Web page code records
## Begin

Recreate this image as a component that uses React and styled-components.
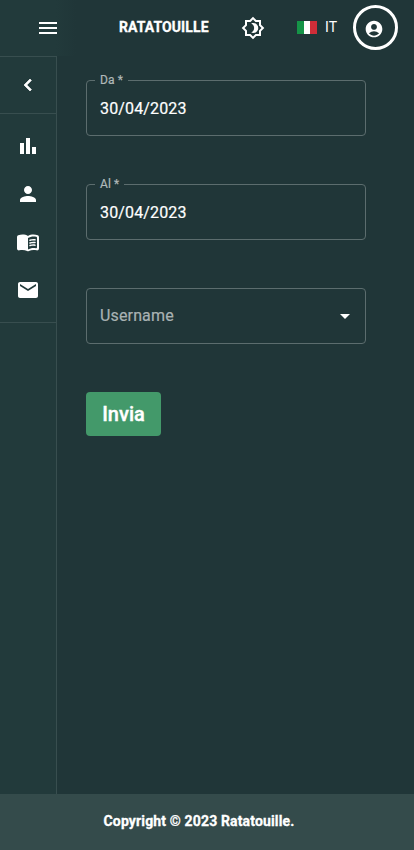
import React from "react";
import styled, { createGlobalStyle } from "styled-components";
import { MdMenu, MdPerson, MdEmail, MdAccountCircle, MdArrowDropDown } from "react-icons/md";

const Global = createGlobalStyle`
  * { box-sizing: border-box; }
  body { margin: 0; background: #203638; }
  button { font: inherit; color: inherit; letter-spacing: inherit; border: 0; padding: 0; background: none; }
`;

const Page = styled.div`
  height: 850px;
  display: grid;
  grid-template-rows: 56px 1fr 56px;
  font-family: Roboto, sans-serif;
  color: #fff;
  background: #203638;
`;

const Header = styled.header`
  display: flex;
  align-items: center;
  background: linear-gradient(90deg, #223a3b 0 56px, #203638 76px);
`;

const IconButton = styled.button`
  display: flex;
  margin-left: ${(p) => p.$left}px;
  font-size: 24px;
`;

const Brand = styled.h1`
  margin: 0 0 2px 59px;
  width: 90px;
  font-size: 14px;
  font-weight: 700;
  line-height: 20px;
  letter-spacing: 0.1px;
  -webkit-text-stroke: 0.3px currentColor;
  white-space: nowrap;
`;

const Language = styled.button`
  display: flex;
  align-items: center;
  margin: 0 0 2px 32px;
  width: 56px;
  gap: 8px;
  font-size: 14px;
  line-height: 20px;
  letter-spacing: 0.15px;
`;

const Flag = styled.span`
  width: 20px;
  height: 13px;
  background: linear-gradient(90deg, #159447 0 33.3%, #fff 33.3% 66.6%, #cf2d38 66.6%);
`;

const Account = styled.button`
  display: flex;
  align-items: center;
  justify-content: center;
  width: 45px;
  height: 45px;
  && { margin-bottom: 1px; padding: 2px 3px 0 0; border: 3px solid #fff; }
  border-radius: 50%;
  font-size: 20px;
`;

const Body = styled.div`
  display: grid;
  grid-template-columns: 57px 1fr;
`;

const Sidebar = styled.nav`
  background: #223a3b;
  border-right: 1px solid #384e4f;
`;

const NavGroup = styled.div`
  display: flex;
  flex-direction: column;
  border-top: ${(p) => (p.$first ? "1px solid #384e4f" : "0")};
  border-bottom: 1px solid #384e4f;
  padding: ${(p) => (p.$first ? "4px 0" : "8px 0")};
`;

const NavItem = styled.button`
  display: flex;
  align-items: center;
  justify-content: center;
  height: 48px;
  font-size: 24px;
`;

const Form = styled.form`
  display: flex;
  flex-direction: column;
  align-items: flex-start;
  padding: 19px 0 0 29px;
`;

const Field = styled.fieldset`
  width: 280px;
  height: 61px;
  margin: 0 0 43px;
  padding: 0 13px;
  border: 1px solid #5c6d6e;
  border-radius: 4px;
`;

const Legend = styled.legend`
  margin-left: -5px;
  padding: 0 5px;
  height: 11px;
  font-size: 12px;
  line-height: 10px;
  letter-spacing: 0.12px;
  color: #b0b9b9;
  -webkit-text-stroke: 0.2px currentColor;
`;

const Value = styled.div`
  padding-top: 11px;
  font-size: 16px;
  line-height: 23px;
  letter-spacing: 0.15px;
  -webkit-text-stroke: 0.2px currentColor;
`;

const Select = styled.button`
  && {
    display: flex;
    align-items: center;
    justify-content: space-between;
    width: 280px;
    height: 56px;
    margin: 5px 0 48px;
    padding: 0 8px 0 13px;
    border: 1px solid #5c6d6e;
  }
  border-radius: 4px;
  font-size: 24px;
`;

const Placeholder = styled.span`
  margin-bottom: 2px;
  font-size: 16px;
  line-height: 23px;
  letter-spacing: 0.15px;
  color: #a9b2b3;
  -webkit-text-stroke: 0.2px currentColor;
`;

const Submit = styled.button`
  && { background: #43996a; font-size: 20px; font-weight: 500; }
  width: 75px;
  height: 44px;
  border-radius: 4px;
  -webkit-text-stroke: 0.4px currentColor;
`;

const Footer = styled.footer`
  display: flex;
  justify-content: center;
  padding: 17px 16px 0 0;
  background: #344b4b;
  font-size: 14px;
  font-weight: 700;
  line-height: 20px;
  letter-spacing: 0.15px;
  -webkit-text-stroke: 0.3px currentColor;
`;

const Icon = ({ children }) => (
  <svg width="24" height="24" viewBox="0 0 24 24" fill="currentColor">{children}</svg>
);

const Collapse = () => (
  <Icon>
    <path d="M15.41 7.41 14 6l-6 6 6 6 1.41-1.41L10.83 12z" stroke="currentColor" strokeWidth="0.7" />
  </Icon>
);

const BarChart = () => (
  <Icon><path d="M4 9h4v11H4zm12 4h4v7h-4zm-6-9h4v16h-4z" /></Icon>
);

const Brightness = () => (
  <Icon>
    <path d="M20 8.69V4h-4.69L12 .69 8.69 4H4v4.69L.69 12 4 15.31V20h4.69L12 23.31 15.31 20H20v-4.69L23.31 12 20 8.69zm-2 5.79V18h-3.52L12 20.48 9.52 18H6v-3.52L3.52 12 6 9.52V6h3.52L12 3.52 14.48 6H18v3.52L20.48 12 18 14.48z" />
    <path d="M12.29 7c-.74 0-1.45.17-2.08.46 1.72.79 2.92 2.53 2.92 4.54s-1.2 3.75-2.92 4.54c.63.29 1.34.46 2.08.46 2.76 0 5-2.24 5-5s-2.24-5-5-5z" />
  </Icon>
);

const BookLine = "c-.32 0-.61-.2-.71-.52-.13-.39.09-.82.48-.94 1.54-.5 3.53-.66 5.36-.45.41.05.71.42.66.83s-.42.71-.83.66c-1.62-.19-3.39-.04-4.73.39-.08.01-.16.03-.23.03z";

const MenuBook = () => (
  <Icon>
    <path d="M17.5 4.5c-1.95 0-4.05.4-5.5 1.5-1.45-1.1-3.55-1.5-5.5-1.5-1.45 0-2.99.22-4.28.79C1.49 5.62 1 6.33 1 7.14v11.28c0 1.3 1.22 2.26 2.48 1.94.98-.25 2.02-.36 3.02-.36 1.56 0 3.22.26 4.56.92.6.3 1.28.3 1.87 0 1.34-.67 3-.92 4.56-.92 1 0 2.04.11 3.02.36 1.26.33 2.48-.63 2.48-1.94V7.14c0-.81-.49-1.52-1.22-1.85-1.28-.57-2.82-.79-4.27-.79zM21 17.23c0 .63-.58 1.09-1.2.98-.75-.14-1.53-.2-2.3-.2-1.7 0-4.15.65-5.5 1.5V8c1.35-.85 3.8-1.5 5.5-1.5.92 0 1.83.09 2.7.28.46.1.8.51.8.98v9.47z" />
    <path d={`M13.98 11.01${BookLine}M13.98 13.67${BookLine}M13.98 16.33${BookLine}`} />
  </Icon>
);

export default function App() {
  return (
    <>
      <Global />
      <Page>
        <Header>
          <IconButton $left={36} aria-label="Menu"><MdMenu /></IconButton>
          <Brand>RATATOUILLE</Brand>
          <IconButton $left={32} aria-label="Tema"><Brightness /></IconButton>
          <Language><Flag />IT</Language>
          <Account aria-label="Account"><MdAccountCircle /></Account>
        </Header>
        <Body>
          <Sidebar>
            <NavGroup $first>
              <NavItem aria-label="Chiudi"><Collapse /></NavItem>
            </NavGroup>
            <NavGroup>
              <NavItem aria-label="Statistiche"><BarChart /></NavItem>
              <NavItem aria-label="Utenti"><MdPerson /></NavItem>
              <NavItem aria-label="Menu"><MenuBook /></NavItem>
              <NavItem aria-label="Messaggi"><MdEmail /></NavItem>
            </NavGroup>
          </Sidebar>
          <Form>
            <Field><Legend>Da *</Legend><Value>30/04/2023</Value></Field>
            <Field><Legend>Al *</Legend><Value>30/04/2023</Value></Field>
            <Select type="button"><Placeholder>Username</Placeholder><MdArrowDropDown /></Select>
            <Submit type="button">Invia</Submit>
          </Form>
        </Body>
        <Footer>Copyright © 2023 Ratatouille.</Footer>
      </Page>
    </>
  );
}
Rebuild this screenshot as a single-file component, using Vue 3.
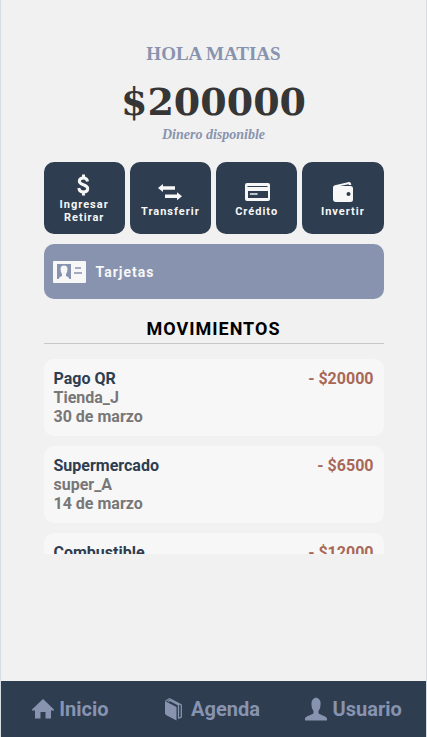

## End

- **Aim**
Please return, exactly as written, the lines from the first line of the records above through the line containing "MdEmail, MdAccountCircle, MdArrowDropDown", both included, leaving out any pictures.

- **Expected answer**
Recreate this image as a component that uses React and styled-components.
import React from "react";
import styled, { createGlobalStyle } from "styled-components";
import { MdMenu, MdPerson, MdEmail, MdAccountCircle, MdArrowDropDown } from "react-icons/md";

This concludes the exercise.